There was also a US CD single which contained seven versions of ‘Black Tie White Noise’: Waddell’s Mix, 3rd Floor Mix, Al B Sure! Mix, Album Version, Club Mix, Digi Funky’s Lush Mix, and Supa Pump Mix.

It’s an interesting thing. White noise itself is something that I first encountered on the synthesizer many years ago. There’s black noise and white noise. I thought that much of what is said and done by the whites is white noise.

‘Black ties’ is because, for me, musically, the one thing that really turned me on to wanting to be a musician, wanting to write, was black music, American black music – Little Richard and John Coltrane in the 1950s.
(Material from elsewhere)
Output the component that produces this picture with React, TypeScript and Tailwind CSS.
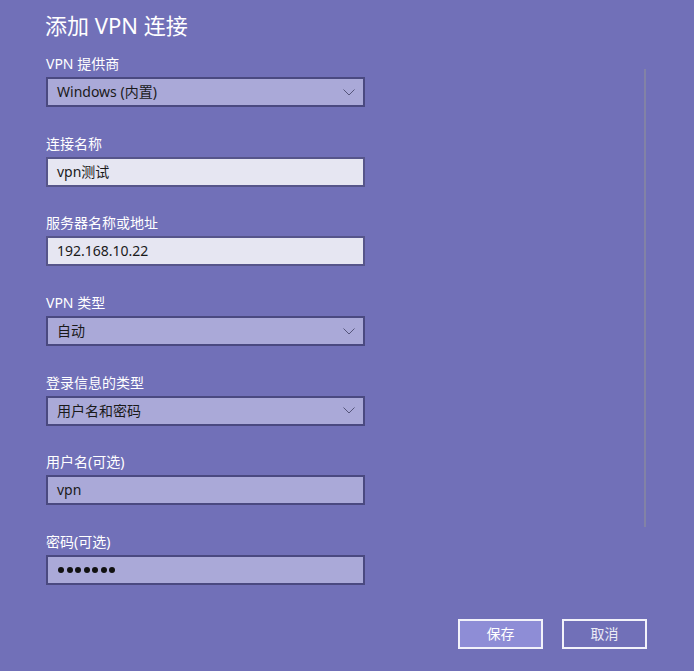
import React from "react";

const font = { fontFamily: '"Noto Sans", "Noto Sans CJK SC", sans-serif' };

function Chevron() {
  return (
    <svg width="12" height="7" viewBox="0 0 12 7" className="shrink-0">
      <path d="M0.5 0.5 L6 6 L11.5 0.5" fill="none" stroke="#55557a" strokeWidth="1" />
    </svg>
  );
}

function Label({ children }: { children: React.ReactNode }) {
  return <div className="h-[20px] leading-[20px] text-[14px] text-white">{children}</div>;
}

function Select({ value }: { value: string }) {
  return (
    <div className="mt-[3px] h-[30px] w-[319px] border-2 border-[#4a4980] bg-[#aaa9d8] flex items-center justify-between pl-[9px] pr-[8px]">
      <span className="text-[14px] text-[#1a1a1a] leading-none">{value}</span>
      <Chevron />
    </div>
  );
}

function Input({ value, light, dots }: { value: string; light?: boolean; dots?: boolean }) {
  return (
    <div
      className={
        "mt-[3px] h-[30px] w-[319px] border-2 flex items-center pl-[10px] " +
        (light ? "border-[#56558a] bg-[#e6e6f2]" : "border-[#4a4980] bg-[#aaa9d8]")
      }
    >
      {dots ? (
        <div className="flex gap-[2.5px]">
          {[0, 1, 2, 3, 4, 5, 6].map((i) => (
            <span key={i} className="w-[6px] h-[6px] rounded-full bg-[#111]" />
          ))}
        </div>
      ) : (
        <span className="text-[14px] text-[#1a1a1a] leading-none -ml-[1px]">{value}</span>
      )}
    </div>
  );
}

export default function App() {
  return (
    <div className="relative w-[694px] h-[671px] bg-[#7170b8] overflow-hidden" style={font}>
      <div className="flex flex-col pl-[46px] pt-[10px]">
        <div className="h-[30px] leading-[30px] text-[22px] text-white -ml-[1px]">添加 VPN 连接</div>
        <div className="flex flex-col gap-[26.7px] mt-[14px]">
          <div>
            <Label>VPN 提供商</Label>
            <Select value="Windows (内置)" />
          </div>
          <div>
            <Label>连接名称</Label>
            <Input value="vpn测试" light />
          </div>
          <div>
            <Label>服务器名称或地址</Label>
            <Input value="192.168.10.22" light />
          </div>
          <div>
            <Label>VPN 类型</Label>
            <Select value="自动" />
          </div>
          <div>
            <Label>登录信息的类型</Label>
            <Select value="用户名和密码" />
          </div>
          <div>
            <Label>用户名(可选)</Label>
            <Input value="vpn" />
          </div>
          <div>
            <Label>密码(可选)</Label>
            <Input value="" dots />
          </div>
        </div>
      </div>
      <div className="flex justify-end gap-[19px] pr-[47px] mt-[34px]">
        <button className="w-[85px] h-[30px] border-2 border-[#f2f2fa] bg-[#8e8dd6] text-white text-[14px] leading-none">保存</button>
        <button className="w-[85px] h-[30px] border-2 border-[#f2f2fa] bg-[#7170b8] text-[#ececf6] text-[14px] leading-none">取消</button>
      </div>
      <div className="absolute left-[644px] top-[69px] w-[2px] h-[458px] bg-[#8282a6]" />
    </div>
  );
}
The first artist I really sort of dug was Little Richard when I was about eight years old. I found it all very exciting – the feeling of aggression that came through the arrangements. It was like breaking up the sky – his voice broke out of the skies – an extraordinary voice. That’s what triggered my interest in American black music. That led me to the blues, John Lee Hooker and all those guys, and for a number of years I worked with rhythm and blues bands, and my participation in them formed my own black ties in that area of music…

I don’t think there’s been an album that hasn’t owed a lot to rhythm and blues music. Everything that I’ve done has had that basis.

David Bowie
Record Collector, May 1993

‘Black Tie White Noise’ was less successful than its predecessor, ‘Jump They Say’. It peaked at 36 on the official UK chart, and did not chart in the USA.

The 10th anniversary reissue of Black Tie White Noise included the 3rd Floor US Radio Mix and Here Come Da Jazz remixes.

Re:Call 5, included in the 2021 box set Brilliant Adventure (1992-2001), contained ‘Black Tie White Noise’ (Radio Edit).

We were comfortable in our own space. What I tried to do was remind him that he was David. Like, you don’t really need Al B Sure! to sing on your first [sic] single off your record. You’re David Bowie – they want to hear you sing both the verses. That album was an attempt to reclaim some Let’s Dance territory, but anyway. I helped cheerlead his natural inclination.